This is what I always thought Google should do. Operating systems have
completely stagnated, but a truly new and differentiating set of features
would be to deliver AI as a platform - not a Google-only feature but a set of
open APIs that anybody can use or implement. I hope they continue down this
track.

------
igravious
“Android P Beta is available today on Google Pixel. And thanks to work on
Project Treble, an effort we introduced last year to make OS upgrades easier
for partners, a number of our partners are making Android P Beta available
today on their own devices, including Sony Xperia XZ2, Xiaomi Mi Mix 2S, Nokia
7 Plus, Oppo R15 Pro, Vivo X21, OnePlus 6, and Essential PH‑1.”

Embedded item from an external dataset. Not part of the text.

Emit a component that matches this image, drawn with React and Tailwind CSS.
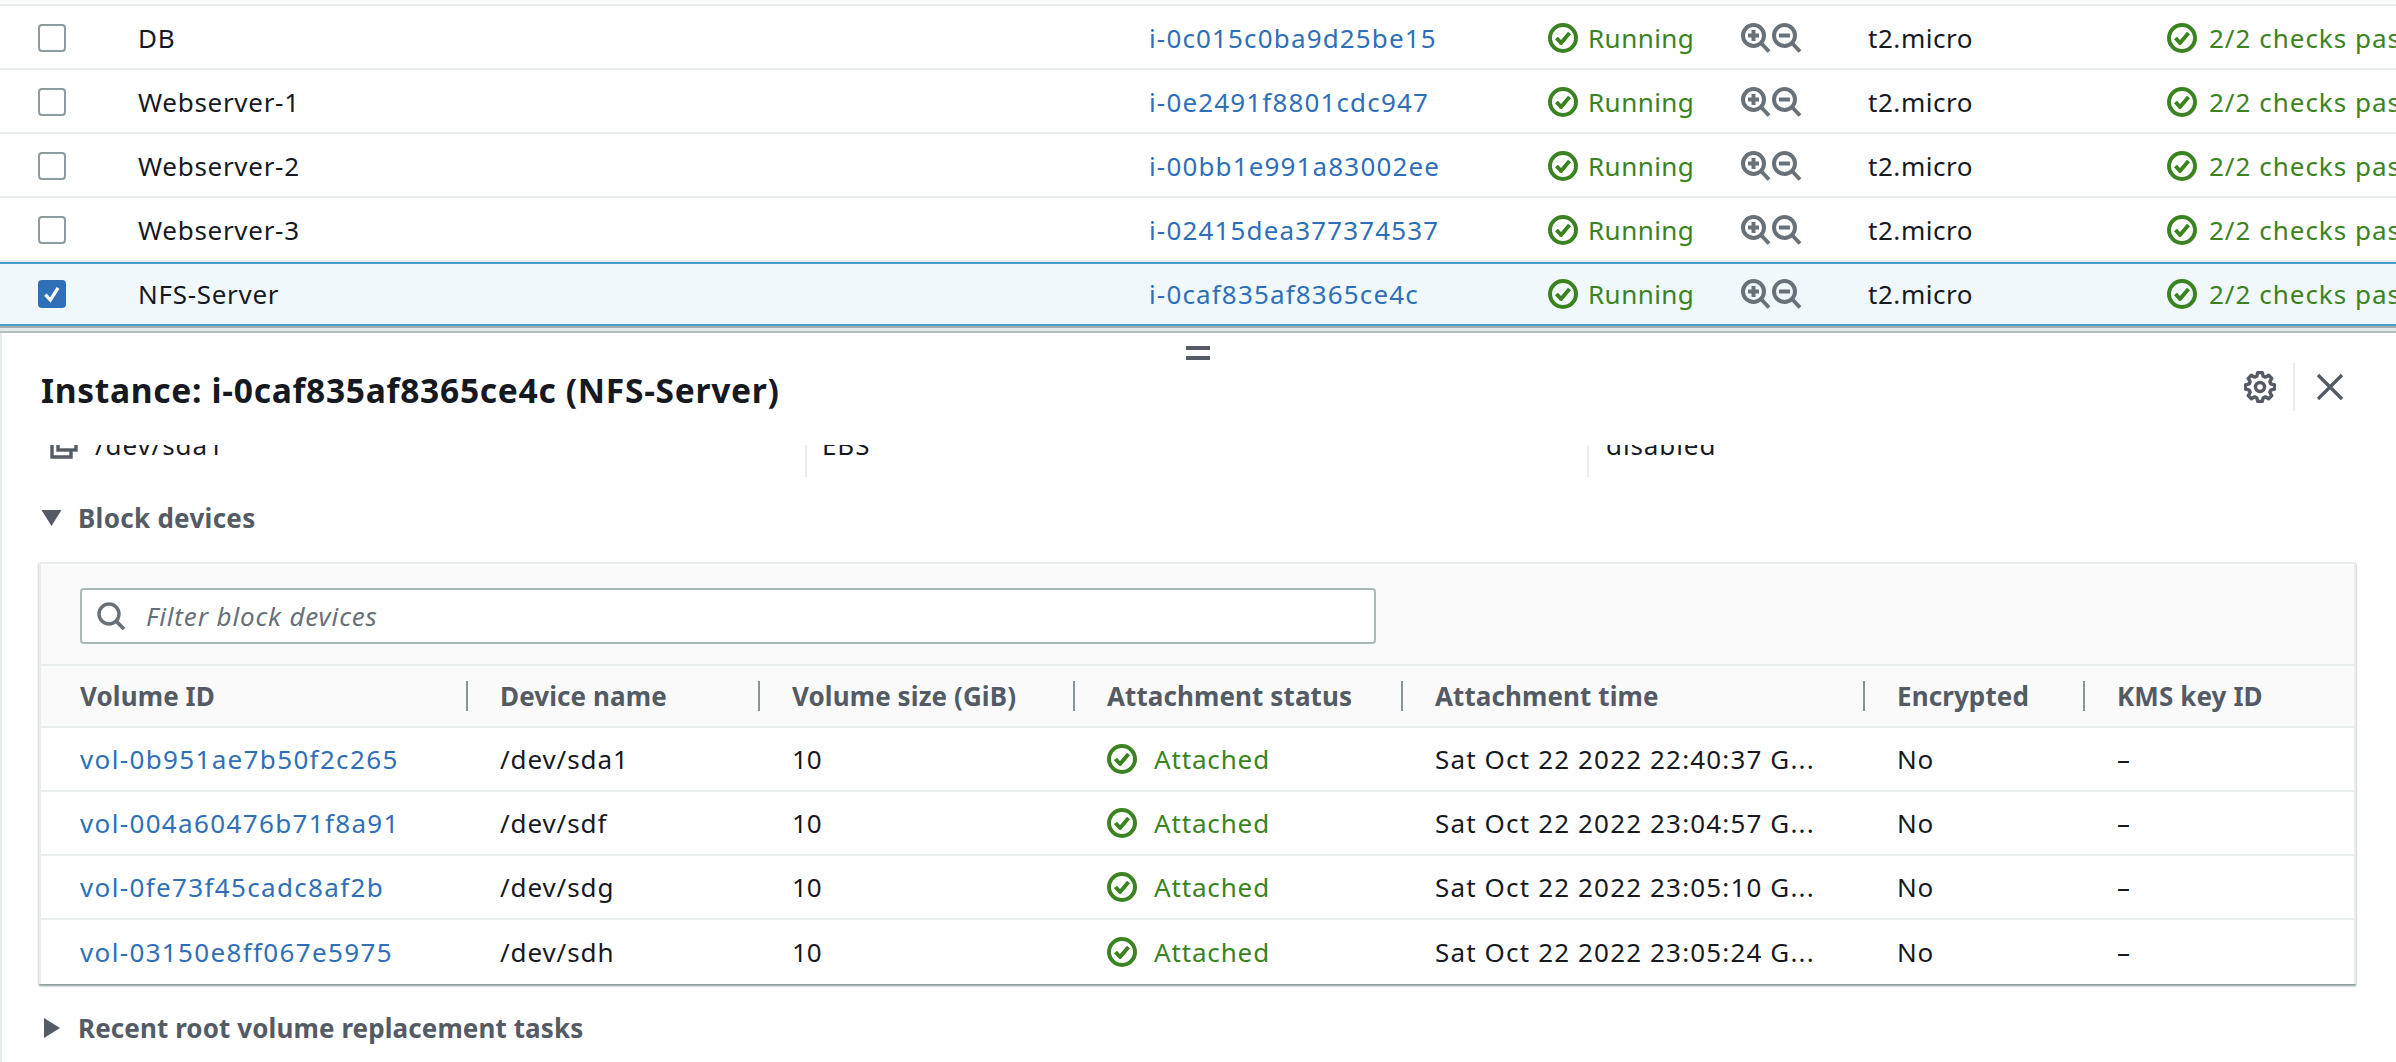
const font = { fontFamily: '"Noto Sans", sans-serif' };

const instances = [
  { name: "DB", id: "i-0c015c0ba9d25be15" },
  { name: "Webserver-1", id: "i-0e2491f8801cdc947" },
  { name: "Webserver-2", id: "i-00bb1e991a83002ee" },
  { name: "Webserver-3", id: "i-02415dea377374537" },
  { name: "NFS-Server", id: "i-0caf835af8365ce4c", selected: true },
];

const volumes = [
  { id: "vol-0b951ae7b50f2c265", device: "/dev/sda1", time: "Sat Oct 22 2022 22:40:37 G..." },
  { id: "vol-004a60476b71f8a91", device: "/dev/sdf", time: "Sat Oct 22 2022 23:04:57 G..." },
  { id: "vol-0fe73f45cadc8af2b", device: "/dev/sdg", time: "Sat Oct 22 2022 23:05:10 G..." },
  { id: "vol-03150e8ff067e5975", device: "/dev/sdh", time: "Sat Oct 22 2022 23:05:24 G..." },
];

const headers = [
  { label: "Volume ID", w: "w-[420px]" },
  { label: "Device name", w: "w-[292px]" },
  { label: "Volume size (GiB)", w: "w-[315px]" },
  { label: "Attachment status", w: "w-[328px]" },
  { label: "Attachment time", w: "w-[462px]" },
  { label: "Encrypted", w: "w-[220px]" },
  { label: "KMS key ID", w: "w-[190px]" },
];

// 8 toothed gear outline
function gearPath() {
  const pts = [];
  for (let i = 0; i < 8; i++) {
    const a = (i * Math.PI) / 4 - Math.PI / 2;
    const s = 0.2;
    pts.push([a - s * 1.45, 11.2], [a - s * 0.75, 14.6], [a + s * 0.75, 14.6], [a + s * 1.45, 11.2]);
  }
  return (
    pts
      .map(([a, r], i) => (i ? "L" : "M") + (16 + r * Math.cos(a)).toFixed(2) + " " + (16 + r * Math.sin(a)).toFixed(2))
      .join(" ") + "Z"
  );
}

function StatusIcon() {
  return (
    <svg viewBox="0 0 30 30" className="w-[30px] h-[30px] shrink-0" fill="none" stroke="#3b8321" strokeWidth="4">
      <circle cx="15" cy="15" r="13" />
      <path d="M8.5 15l4.500 5 8.500-10" strokeLinejoin="round" />
    </svg>
  );
}

function ZoomIcon({ plus }) {
  return (
    <svg viewBox="0 0 30 30" className="w-[30px] h-[30px]" fill="none" stroke="#687078" strokeWidth="4">
      <circle cx="12.5" cy="12.5" r="10.5" />
      <path d="M20 20l8 8.500" />
      <path d="M7 12.5h11" />
      {plus && <path d="M12.5 7v11" />}
    </svg>
  );
}

function InstanceRow({ row }) {
  return (
    <div
      className={
        "flex items-center h-[64px] whitespace-nowrap border-b-2 " +
        (row.selected ? "bg-[#f1f8fc] border-[#44a0c8] border-t-2" : "bg-white border-[#eaeded] pt-[2px]")
      }
    >
      <div className="w-[138px] pl-[38px] shrink-0">
        {row.selected ? (
          <div className="w-[28px] h-[28px] rounded-[4px] bg-[#2f6fb8] flex items-center justify-center">
            <svg viewBox="0 0 20 20" className="w-[22px] h-[22px]" fill="none" stroke="#fff" strokeWidth="3">
              <path d="M4 10.500l4.500 5L15.500 4.500" />
            </svg>
          </div>
        ) : (
          <div className="w-[28px] h-[28px] rounded-[4px] border-2 border-[#8f9b9f] bg-white" />
        )}
      </div>
      <div className="w-[1011px] shrink-0 text-[#16191f] tracking-[0.7px]">{row.name}</div>
      <div className="w-[399px] shrink-0 text-[#2f6fb8] tracking-[1.15px]">{row.id}</div>
      <div className="w-[193px] shrink-0 flex items-center gap-[10px] text-[#3b8321] tracking-[0.45px]">
        <StatusIcon />
        Running
      </div>
      <div className="w-[127px] shrink-0 flex items-center gap-[1px]">
        <ZoomIcon plus />
        <ZoomIcon />
      </div>
      <div className="w-[299px] shrink-0 text-[#16191f] tracking-[0.55px]">t2.micro</div>
      <div className="shrink-0 flex items-center gap-[12px] text-[#3b8321] tracking-[1px]">
        <StatusIcon />
        2/2 checks passed
      </div>
    </div>
  );
}

function VolumeRow({ row, last }) {
  return (
    <div className={"flex items-center h-[64px] whitespace-nowrap pl-[39px] " + (last ? "" : "border-b-2 border-[#eaeded]")}>
      <div className="w-[420px] shrink-0 text-[#2f6fb8] tracking-[1.35px]">{row.id}</div>
      <div className="w-[292px] shrink-0 text-[#16191f] tracking-[0.9px]">{row.device}</div>
      <div className="w-[315px] shrink-0 text-[#16191f]">10</div>
      <div className="w-[328px] shrink-0 flex items-center gap-[17px] text-[#3b8321] tracking-[0.85px]">
        <StatusIcon />
        Attached
      </div>
      <div className="w-[462px] shrink-0 text-[#16191f] tracking-[1.15px]">{row.time}</div>
      <div className="w-[220px] shrink-0 text-[#16191f] tracking-[0.8px]">No</div>
      <div className="text-[#16191f]">–</div>
    </div>
  );
}

export default function App() {
  return (
    <div style={font} className="w-[2396px] h-[1062px] overflow-hidden bg-white text-[26px]">
      {/* instances table */}
      <div className="h-[6px] bg-[#fafafa] border-b-2 border-[#eaeded]" />
      {instances.map((row) => (
        <InstanceRow key={row.id} row={row} />
      ))}
      <div className="h-[7px] bg-[#e4e8e8] border-t-2 border-b-2 border-t-[#a5adae] border-b-[#b5bcbc]" />

      {/* split panel */}
      <div className="border-l-2 border-[#eaeded] h-[729px]">
        <div className="flex justify-center h-[15px] pt-[13px] pr-[2px]">
          <div className="w-[24px] h-[14px] shrink-0 border-y-4 border-[#545b64]" />
        </div>
        <div className="flex items-center h-[97px] pb-[13px] pl-[39px] pr-[52px]">
          <h2 className="text-[33.6px] font-bold text-[#16191f] grow tracking-[0.68px]">
            Instance: i-0caf835af8365ce4c (NFS-Server)
          </h2>
          <div className="flex items-center mb-[7px]">
            <svg viewBox="0 0 32 32" className="w-[32px] h-[32px]" fill="none" stroke="#545b64" strokeWidth="3.4">
              <path d={gearPath()} strokeLinejoin="round" />
              <circle cx="16" cy="16" r="4.5" />
            </svg>
            <div className="w-[2px] h-[48px] bg-[#eaeded] ml-[17px] mr-[21px]" />
            <svg viewBox="0 0 28 28" className="w-[28px] h-[28px]" fill="none" stroke="#545b64" strokeWidth="3.4">
              <path d="M2 2l24 24M26 2L2 26" />
            </svg>
          </div>
        </div>

        {/* scrolled content, top row is cut off by the header */}
        <div className="h-[617px] overflow-hidden">
          <div className="flex items-center h-[40px] -mt-[20px] whitespace-nowrap text-[#16191f] tracking-[0.9px]">
            <div className="w-[93px] pl-[48px] shrink-0">
              <svg viewBox="0 0 28 28" className="w-[28px] h-[28px]" fill="none" stroke="#545b64" strokeWidth="3.4">
                <path d="M8 9H2v17h19v-6" />
                <rect x="8" y="2" width="18" height="17" />
              </svg>
            </div>
            <div className="w-[710px] shrink-0">/dev/sda1</div>
            <div className="w-[2px] h-[64px] bg-[#eaeded] shrink-0 mr-[15px]" />
            <div className="w-[765px] shrink-0">EBS</div>
            <div className="w-[2px] h-[64px] bg-[#eaeded] shrink-0 mr-[17px]" />
            <div>disabled</div>
          </div>

          <div className="flex items-center h-[52px] mt-[27px] pl-[39px] gap-[16px] font-bold text-[#545b64] tracking-[0.3px]">
            <svg viewBox="0 0 20 16" className="w-[21px] h-[16px]" fill="#545b64">
              <path d="M0 0h20L10 16z" />
            </svg>
            Block devices
          </div>

          <div className="ml-[37px] w-[2317px] mt-[18px] border-x-2 border-t-2 border-[#eaeded] shadow-[0_2px_2px_#879596]">
            <div className="bg-[#fafafa] border-b-2 border-[#eaeded] h-[102px] pt-[24px] pl-[39px]">
              <div className="w-[1296px] h-[56px] bg-white border-2 border-[#aab7b8] rounded-[4px] flex items-center pl-[15px] gap-[20px]">
                <svg viewBox="0 0 29 28" className="w-[29px] h-[28px]" fill="none" stroke="#687078" strokeWidth="3.4">
                  <circle cx="12" cy="12" r="10" />
                  <path d="M19 19l8 8" strokeWidth="3.8" />
                </svg>
                <span className="italic text-[#687078] tracking-[0.85px]">Filter block devices</span>
              </div>
            </div>
            <div className="flex items-center h-[62px] bg-[#fafafa] border-b-2 border-[#eaeded] pl-[39px] font-bold text-[#545b64] whitespace-nowrap tracking-[0.1px]">
              {headers.map((h, i) => (
                <div key={h.label} className={"shrink-0 h-[30px] flex items-center justify-between " + h.w}>
                  {h.label}
                  {i < 6 && <div className="w-[2px] h-[30px] bg-[#879596] mr-[32px]" />}
                </div>
              ))}
            </div>
            {volumes.map((v, i) => (
              <VolumeRow key={v.id} row={v} last={i === 3} />
            ))}
          </div>

          <div className="flex items-center h-[40px] mt-[24px] pl-[42px] gap-[18px] font-bold text-[#545b64] tracking-[0.1px]">
            <svg viewBox="0 0 16 20" className="w-[16px] h-[20px]" fill="#545b64">
              <path d="M0 0l16 10L0 20z" />
            </svg>
            Recent root volume replacement tasks
          </div>
        </div>
      </div>
    </div>
  );
}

Yay! Project Treble is paying off already :) Personally hoping to see Huawei
bringing its recent flagships to P-land very soon, fingers crossed. Has Google
finally cut off a few heads from the fragmentation hydra? Time will tell but
this is a positive indicator!

------
opayen
I wish they will use all of these new AI capabilities to fix the share UI
([https://www.androidpolice.com/2018/05/05/google-please-
fix-a...](https://www.androidpolice.com/2018/05/05/google-please-fix-androids-
slow-bloated-share-ui/))

Personally, I always use the same app when sharing URLs (Send to Instapaper).
Yet, it always shows me default actions I never used (send via Twitter DM,
Print, etc.) and takes like 5 seconds to have the UI usable.

------
cryptos
I'm tired of the throw away culture of Android device manufacturers. With the
exception of Google Pixel and the Samsung top models, where you get up to 3
Years (security) updates, you can throw your Android device away after 2
years, sometimes only after a year. The hardware is usually still fine after
this time, but you won't get no more updates and will have an insecure device.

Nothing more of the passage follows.